Rollback plan: If the new status values cause a production incident, the rollback is: 1. heroku releases:rollback for the console app (reverts Python code). 2. The DB migration is additive (no column drop); rows with new status values that arrived before rollback will have unrecognised status strings in the old code. The old code's _CALLBACK_VALID_STATUSES rejects unknown callbacks, so the deploy row stays at the last known good status. No data loss. 3. The workflow callbacks for the new steps will 422 against the old service code (unknown status) — continue-on-error: true must be set on new callback steps to prevent that 422 from failing the overall deploy workflow.

Layer 4: Modal JS (_deploy_modal.html)

File: console/app/templates/dashboard/_deploy_modal.html

Update the STEPS array and the poll response handler to route new status values to stepper positions:

var STEPS = [
  { key: 'smoke_gate',    label: 'Smoke gate' },
  { key: 'freeze_check',  label: 'Freeze check' },
  { key: 'deploy',        label: 'Deploy' },
  { key: 'health_check',  label: 'Health check' },
];

// Status → stepper mapping (in the poll handler switch/if chain):
// 'smoke_gate_started'   → step 0 active
// 'smoke_gate_passed'    → step 0 done
// 'freeze_check_started' → step 1 active
// 'freeze_check_passed'  → step 1 done
// 'building'             → step 2 active   (existing)
// 'deploying'            → step 2 done, step 3 active  (existing)
// 'succeeded'            → step 3 done → done state    (existing)
// 'failed'               → failure state               (existing)

The FAILURE_STAGE_MAP must also be updated to map smoke_gate_failed and freeze_check_failed to the correct stepper failure positions. These keys already exist in the map (see current template lines 2885–2919) — confirm they are correct for the expanded STEPS array.


8. Migrations

Single additive migration:

  1. Inspect console_deploys.status column for a CHECK constraint.
  2. If CHECK exists: ALTER TABLE console_deploys DROP CONSTRAINT <name>; ALTER TABLE console_deploys ADD CONSTRAINT console_deploys_status_check CHECK (status IN (...existing..., 'smoke_gate_started', 'smoke_gate_passed', 'freeze_check_started', 'freeze_check_passed'));
  3. If no CHECK: migration is a no-op DDL but documents the new values.

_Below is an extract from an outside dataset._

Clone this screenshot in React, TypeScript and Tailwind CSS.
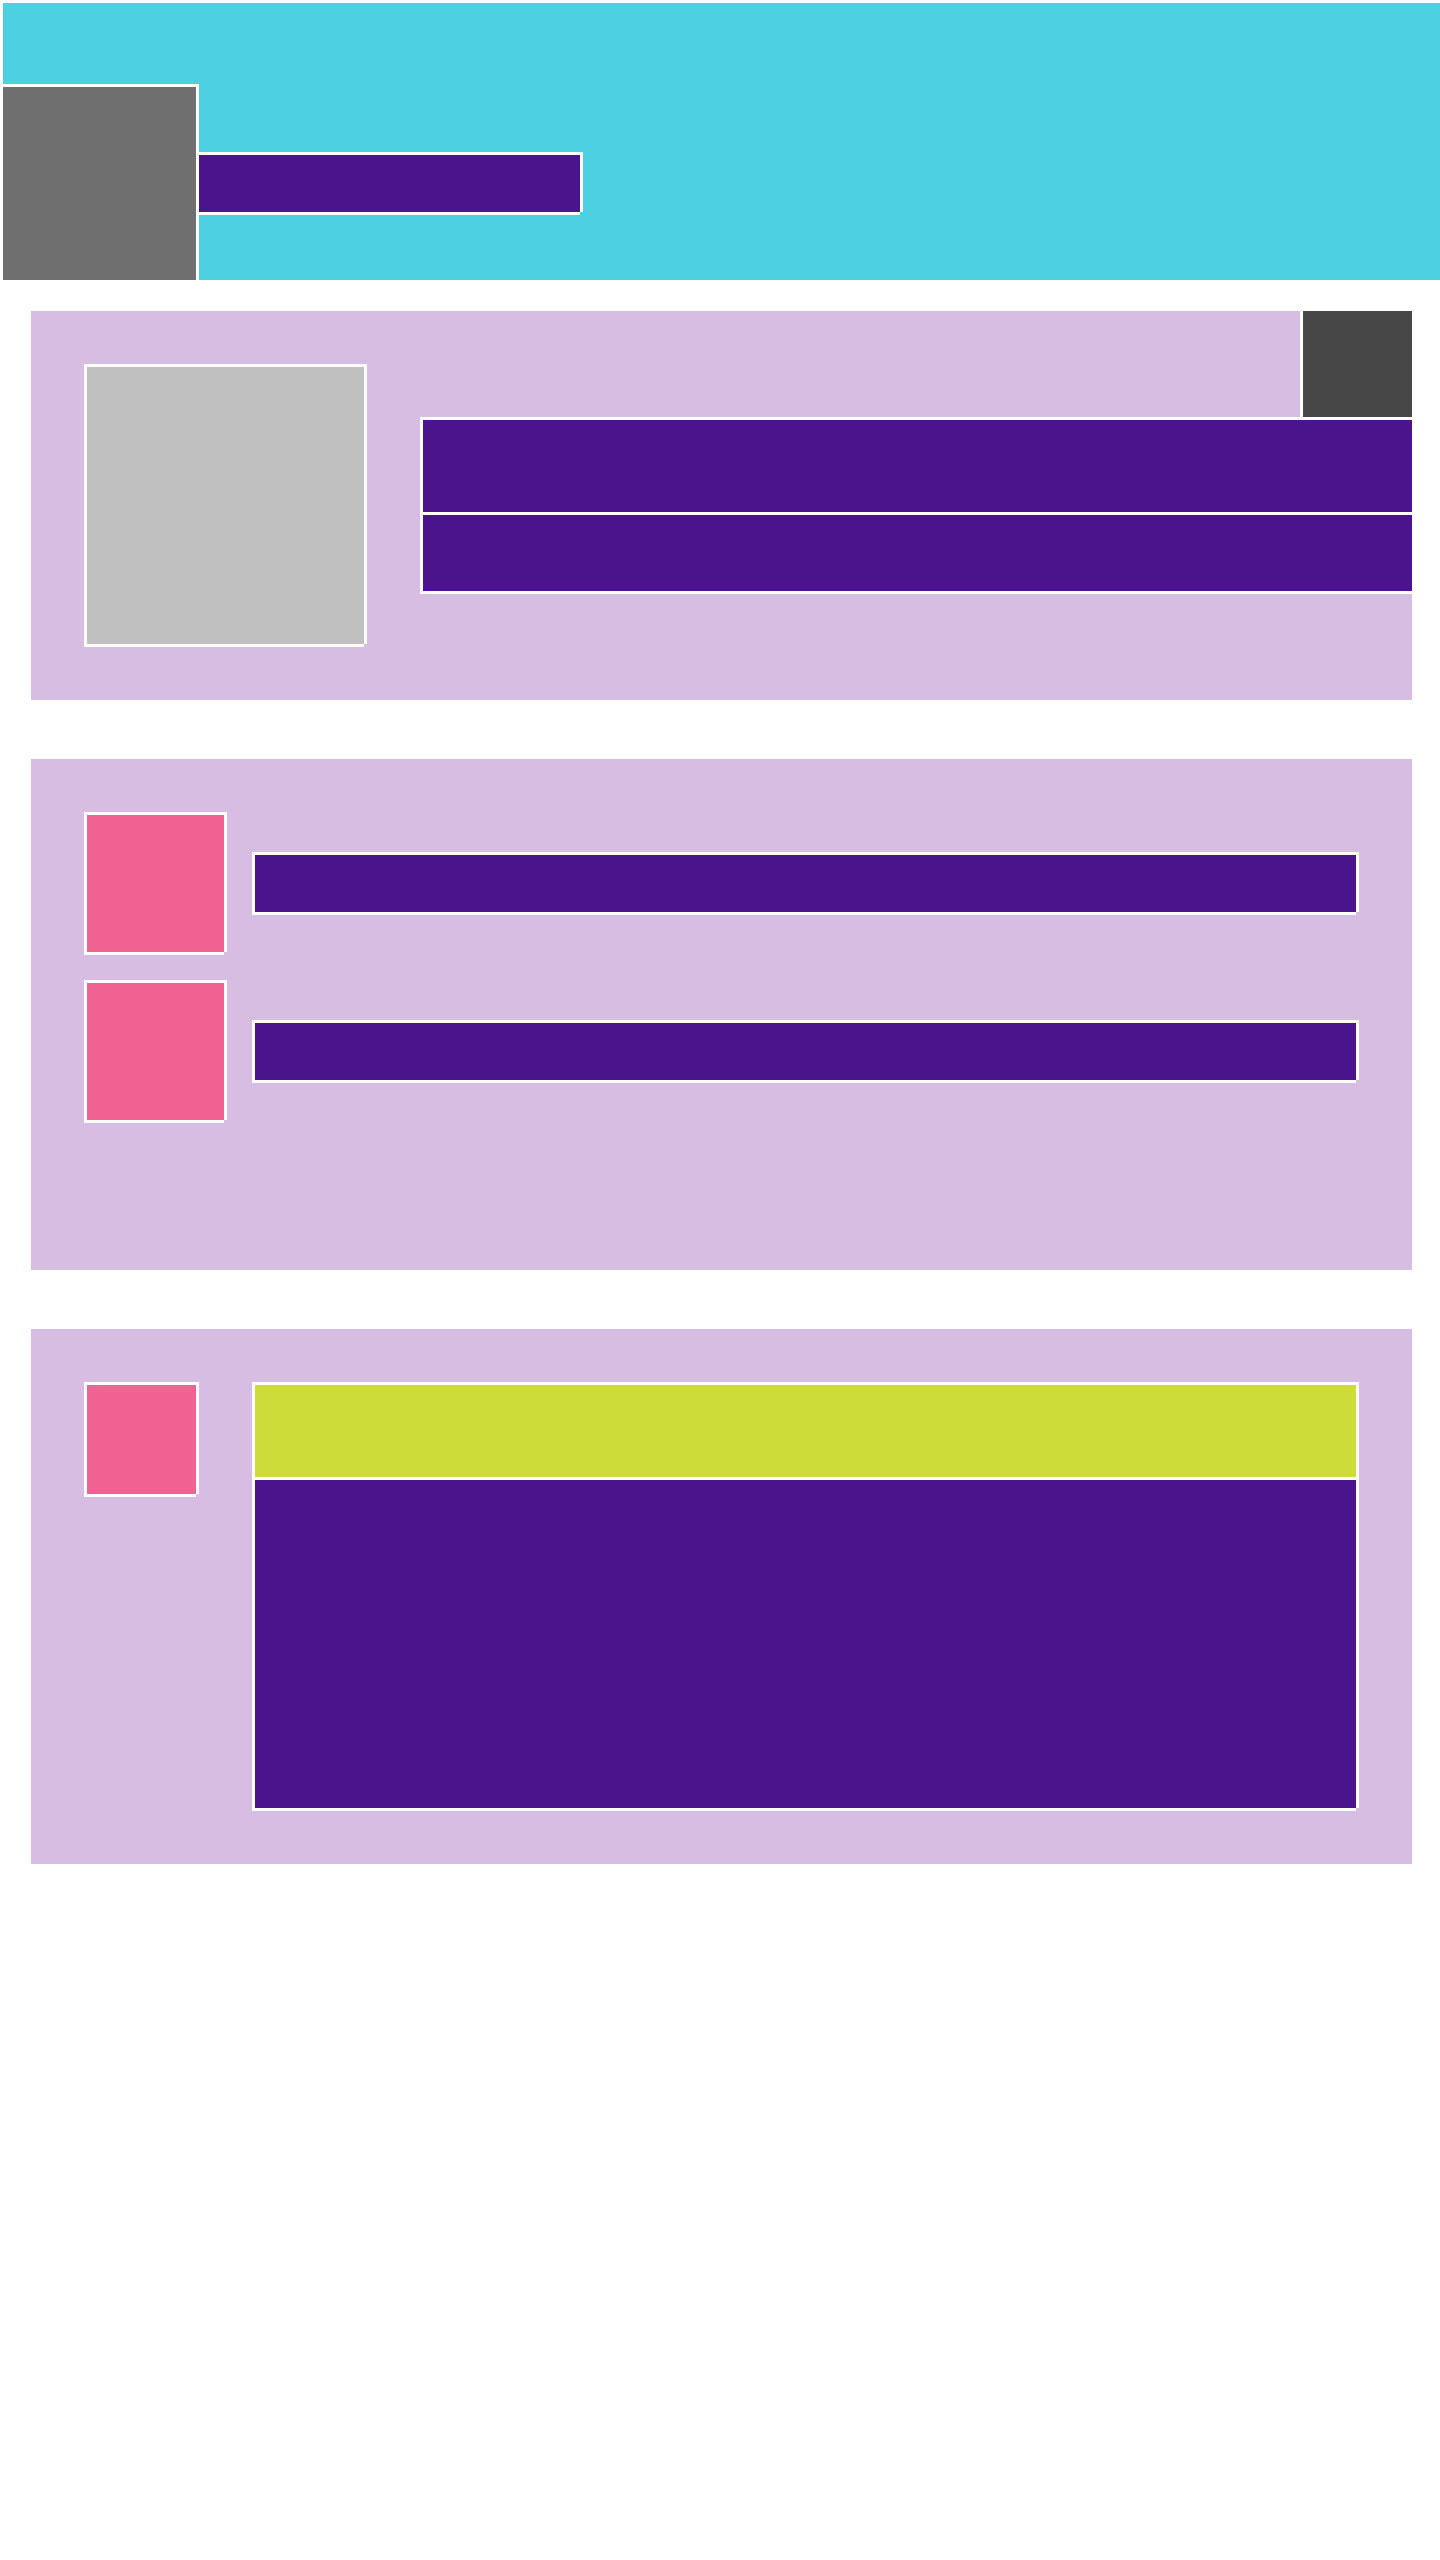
const box = 'border-l-[3px] border-t-[3px] border-white shadow-[3px_0_0_#fff,0_3px_0_#fff]';

function Block({ className }: { className: string }) {
  return <div className={`${box} shrink-0 ${className}`} />;
}

function ListRow() {
  return (
    <div className="flex items-center gap-[28px]">
      <Block className="w-[140px] h-[140px] bg-[#f06292]" />
      <Block className="flex-1 h-[60px] bg-[#4a148c]" />
    </div>
  );
}

export default function App() {
  return (
    <div className="min-h-[2560px] bg-white font-['Liberation_Sans',sans-serif]">
      {/* header */}
      <header className={`${box} h-[280px] bg-[#4dd0e1] pt-[81px] flex items-center`}>
        <Block className="-ml-[3px] w-[196px] h-[196px] bg-[#6f6f6f]" />
        <Block className="w-[384px] h-[60px] bg-[#4a148c]" />
      </header>

      <main className="px-[28px] pt-[28px] flex flex-col gap-[56px]">
        {/* profile card */}
        <section className={`${box} relative bg-[#d7bde2] pt-[53px] pl-[53px] pr-[56px] pb-[56px] flex items-center gap-[56px]`}>
          <Block className="w-[280px] h-[280px] bg-[#c0c0c0]" />
          <div className="flex-1 -mr-[56px] flex flex-col">
            <Block className="h-[95px] bg-[#4a148c]" />
            <Block className="h-[79px] bg-[#4a148c]" />
          </div>
          <Block className="absolute -top-[3px] right-0 w-[112px] h-[109px] bg-[#474747]" />
        </section>

        {/* list card */}
        <section className={`${box} h-[514px] bg-[#d7bde2] pt-[53px] pl-[53px] pr-[56px] flex flex-col gap-[28px]`}>
          <ListRow />
          <ListRow />
        </section>

        {/* detail card */}
        <section className={`${box} bg-[#d7bde2] pt-[53px] pl-[53px] pr-[56px] pb-[56px] flex items-start gap-[56px]`}>
          <Block className="w-[112px] h-[112px] bg-[#f06292]" />
          <div className="flex-1 flex flex-col">
            <Block className="h-[95px] bg-[#cddc39]" />
            <Block className="h-[331px] bg-[#4a148c]" />
          </div>
        </section>
      </main>
    </div>
  );
}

Rollback: The new enum values are additive. Removing them requires a follow-on migration that adds the old CHECK constraint back (if it existed) and bulk-updates any rows with new status values to failed. The workflow rollback (step 3 in §7, Layer 3) prevents new rows from entering the new status values after a code rollback.


9. Rollout Plan

Phase Gate Description
Dark None Migration + model + service changes deploy; new callback statuses are accepted but workflow does not emit them yet
Flag FLAG_CONSOLE_DEPLOY_PHASE_CALLBACKS Workflow steps guarded by flag check; modal JS routing always-on (backward-compat with old statuses)
Beta Staging first Enable flag on staging; verify stepper advances through all four positions on a staging deploy
GA Prod Enable flag on prod after one successful staging observation

The flag must be added to feature_flags.yaml with a console_flag_promotions migration in the same PR (per feedback_new_flag_needs_b1_migration_same_pr.md).


10. Test Plan


11. Security Considerations


12. Open Questions

None blocking sub-card dispatch. The flag name FLAG_CONSOLE_DEPLOY_PHASE_CALLBACKS is a suggestion; feature-developer may use a shorter name if it fits the existing flag naming convention better.